SUPPLIED DATA:

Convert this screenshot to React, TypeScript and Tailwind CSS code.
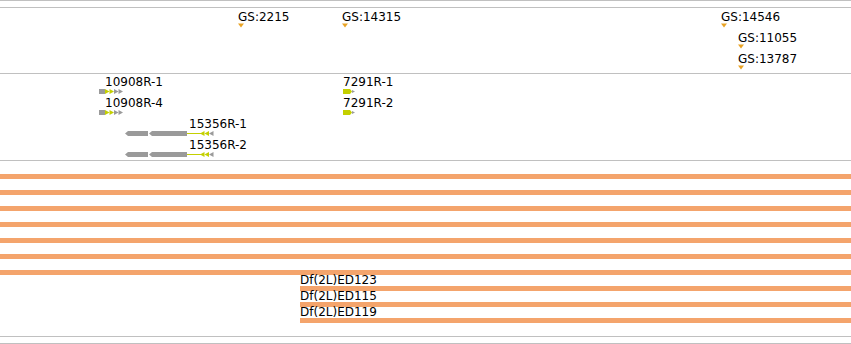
const GRAY = "#9a9a9a";
const LIME = "#c4d000";
const GOLD = "#e9a324";

type Marker = { label: string; x: number; row: number };

const MARKERS: Marker[] = [
  { label: "GS:2215", x: 238, row: 0 },
  { label: "GS:14315", x: 342, row: 0 },
  { label: "GS:14546", x: 721, row: 0 },
  { label: "GS:11055", x: 738, row: 1 },
  { label: "GS:13787", x: 738, row: 2 },
];

type Gene = { label: string; labelX: number; x: number; row: number; kind: "fwd" | "rev" | "short" };

const GENES: Gene[] = [
  { label: "10908R-1", labelX: 105, x: 99, row: 0, kind: "fwd" },
  { label: "10908R-4", labelX: 105, x: 99, row: 1, kind: "fwd" },
  { label: "15356R-1", labelX: 189, x: 125, row: 2, kind: "rev" },
  { label: "15356R-2", labelX: 189, x: 125, row: 3, kind: "rev" },
  { label: "7291R-1", labelX: 343, x: 343, row: 0, kind: "short" },
  { label: "7291R-2", labelX: 343, x: 343, row: 1, kind: "short" },
];

// deficiency rows: null = spans the whole view
const DEFICIENCIES: (string | null)[] = [
  null, null, null, null, null, null, null,
  "Df(2L)ED123", "Df(2L)ED115", "Df(2L)ED119",
];

function GeneGlyph({ kind }: { kind: Gene["kind"] }) {
  if (kind === "fwd") {
    return (
      <svg width="27" height="5" viewBox="0 0 27 5">
        <rect x="0" y="0" width="6" height="5" fill={GRAY} />
        <polygon points="6,0 10.5,2.5 6,5" fill={LIME} />
        <polygon points="10.5,0 15,2.5 10.5,5" fill={LIME} />
        <polygon points="15,0 19.5,2.5 15,5" fill={GRAY} />
        <polygon points="19.5,0 24,2.5 19.5,5" fill={GRAY} />
      </svg>
    );
  }
  if (kind === "rev") {
    return (
      <svg width="92" height="5" viewBox="0 0 92 5">
        <polygon points="0,2.5 3,0 23,0 23,5 3,5" fill={GRAY} />
        <polygon points="24,2.5 27,0 62,0 62,5 27,5" fill={GRAY} />
        <rect x="62" y="2" width="16" height="1" fill={LIME} />
        <polygon points="79.5,0 75,2.5 79.5,5" fill={LIME} />
        <polygon points="84,0 79.5,2.5 84,5" fill={LIME} />
        <polygon points="88.5,0 84,2.5 88.5,5" fill={GRAY} />
      </svg>
    );
  }
  return (
    <svg width="13" height="5" viewBox="0 0 13 5">
      <polygon points="0,0 7,0 9,2.5 7,5 0,5" fill={LIME} />
      <polygon points="9,1 12,2.5 9,4" fill={GRAY} />
    </svg>
  );
}

export default function App() {
  return (
    <div className="w-[851px] h-[344px] bg-white overflow-hidden font-['DejaVu_Sans',sans-serif] text-[12px] text-black">
      <div className="h-[8px] border-y border-[#c0c0c0]" />

      {/* GS insertion track */}
      <div className="relative h-[66px] border-b border-[#c0c0c0]">
        {MARKERS.map((m) => (
          <div key={m.label} className="absolute" style={{ left: m.x, top: 2 + m.row * 21 }}>
            <div className="h-[13px] leading-[13px] pt-[1px] whitespace-nowrap">{m.label}</div>
            <svg width="7" height="5" viewBox="0 0 7 5" className="block">
              <polygon points="0,0.5 6,0.5 3,4.5" fill={GOLD} />
            </svg>
          </div>
        ))}
      </div>

      {/* RNAi amplicon track */}
      <div className="relative h-[87px] border-b border-[#c0c0c0]">
        {GENES.map((g) => (
          <div key={g.label}>
            <div
              className="absolute h-[13px] leading-[13px] whitespace-nowrap"
              style={{ left: g.labelX, top: 2 + g.row * 21 }}
            >
              {g.label}
            </div>
            <div className="absolute flex" style={{ left: g.x, top: 15 + g.row * 21 }}>
              <GeneGlyph kind={g.kind} />
            </div>
          </div>
        ))}
      </div>

      {/* deficiency track */}
      <div className="h-[176px] border-b border-[#c0c0c0] pt-[2px] flex flex-col">
        {DEFICIENCIES.map((d, i) =>
          d ? (
            <div key={i} className="h-[16px] flex flex-col pl-[300px]">
              <div className="h-[11px] leading-[11px] whitespace-nowrap">{d}</div>
              <div className="h-[5px] bg-[#f4a46c]" />
            </div>
          ) : (
            <div key={i} className="h-[16px] flex flex-col justify-end">
              <div className="h-[5px] bg-[#f4a46c]" />
            </div>
          )
        )}
      </div>

      <div className="h-[7px] border-b border-[#c0c0c0]" />
    </div>
  );
}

YOUR GOAL: Restate each line from the start of the listing through the line bearing "string; x: number;" word for word. Drop the pictures.

RESULT OF THE TASK:
Convert this screenshot to React, TypeScript and Tailwind CSS code.
const GRAY = "#9a9a9a";
const LIME = "#c4d000";
const GOLD = "#e9a324";

type Marker = { label: string; x: number; row: number };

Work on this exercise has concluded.